I have long disliked think-pieces.  It's the ramblings of any given mind, shrouded in enough nonsense and polysyllabic words to lend an air of credence.  Granted, it yields clicks, enough attention for ad revenue, but is ultimately masturbatory from an intellectual standpoint.  And I've wanted to write a few intentionally stupid ones for a while now.  My own brand of stupid nonsense follows, the 0th edition of 'Think Pieces are Stupid'.

Like many of you, a little under 20 days ago, I came across the video from this post.  It follows the progression from skepticism to full embrace of The Wellerman by The Longest Johns.  It has since taken the world by storm. But why?

For an answer, we'll turn to the lyrics, and see that the song is about 2020.  An early verse starts:

    She had not been two weeks from shore,

    When down on her a right whale bore...

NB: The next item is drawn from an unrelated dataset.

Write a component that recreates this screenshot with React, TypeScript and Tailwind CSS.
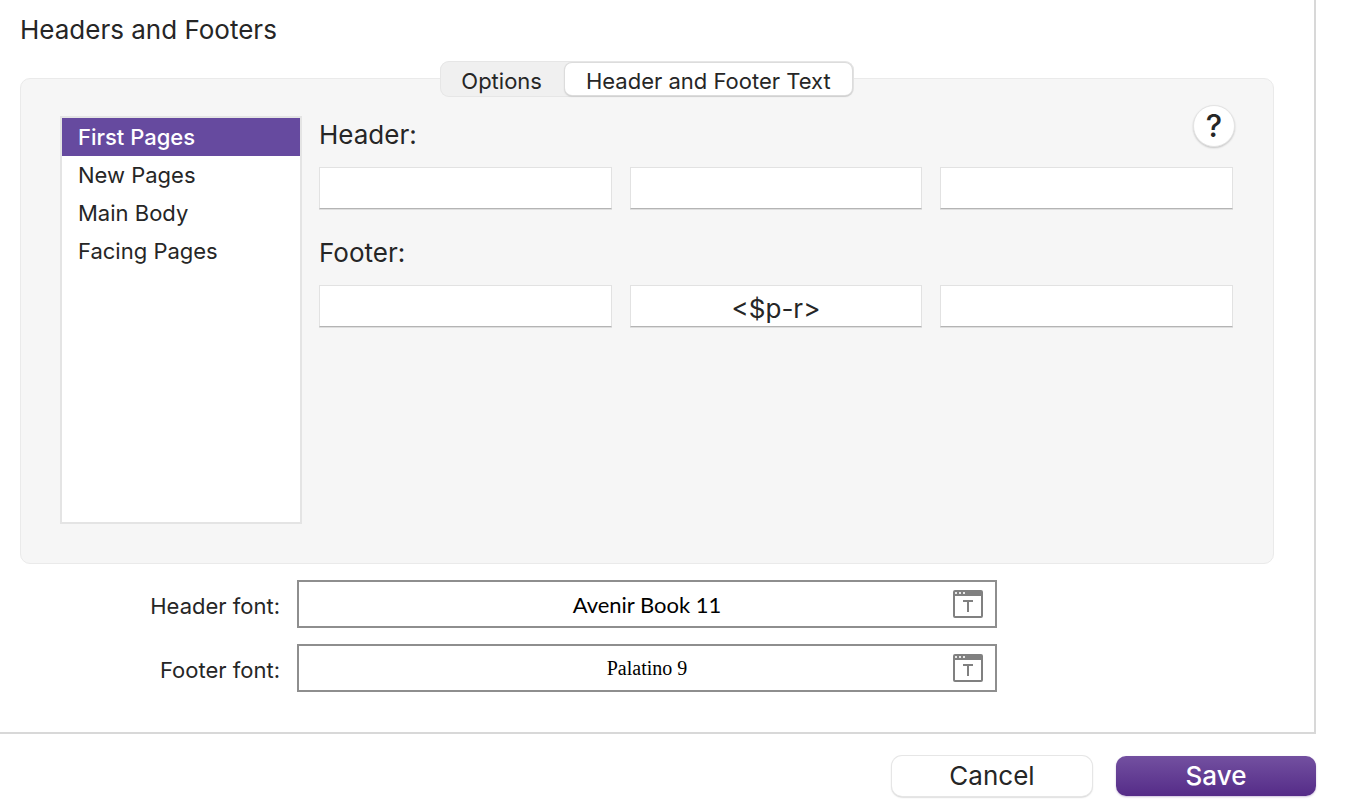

We hadn't been in 2020 that long (well, China was already in it by then), when down on us bore the right whale that is the pandemic.  But in response:

    The Captain called all hands and swore,

    He'd take that whale in tow (Hah!)

Our leaders (and we, more broadly), swore that we would fight the pandemic, that we would eradicate it.  No matter how expertly formed the grooves in our couches would need to be, we committed to it.  Not just for fun or sport, but in response to a virus that threatened about 2% of the 70% or so of us that experts estimated would be infected.  The verse closes with the singers collectively denoting their enthusiasm for the cause, just as we all did in March.

But the fight continued, and continues.

    For forty days, or even more,

    The line went slack, then tight once more,

    All boats were lost, there were only four,

    But still that whale did go (Hah!)

Forty days in biblical/older language refers to "a long time," and indeed, it's been going for a good long while.  The lines went slack in the summer in Canada, when case counts were low, but it's definitely tight as the pandemic rages through the two most populous provinces, and with continued news of riots abroad.

    As far as I've heard, the fight's still on;

    The line's not cut and the whale's not gone,

    The Wellerman makes his regular call,

    To encourage the Captain, crew, and all.

And this is where we find ourselves.  COVID-19 is not gone, we're still warned that there might be bouts of civil unrest, the fight is indeed still on.  But who is the Wellerman referenced?  The answer is in the chorus.

    Soon may the Wellerman come,

    To bring us sugar, and tea, and rum,

    One day when the tonguin' is done,

    We'll take our leave and go.

Supply ships owned by the Weller Brothers (based in New Zealand), would presumably supply whaling ships in the Pacific.  And sugar, tea, and rum are certainly welcomed by tired people, let alone sailors.  Tonguing was some of the earliest butchering done to a whale once it was brought to shore.  But only after the whale has been taken in tow, a promise made earlier in the song.

And that's where we are, and what we're doing.  We're waiting for supplies of good news, of vaccines, of calm, of normalcy.  One day, one day that seems so far away from us right now, on the day of the eradication of COVID-19, we can rest.  Perhaps even a day when dangerous fools no longer pervade the news and our screens. That's the day upon which we'll take our leave of this madness.

Until then we welcome all the sugar, tea, and rum we can get.

Until then, The Wellerman shall be our anthem.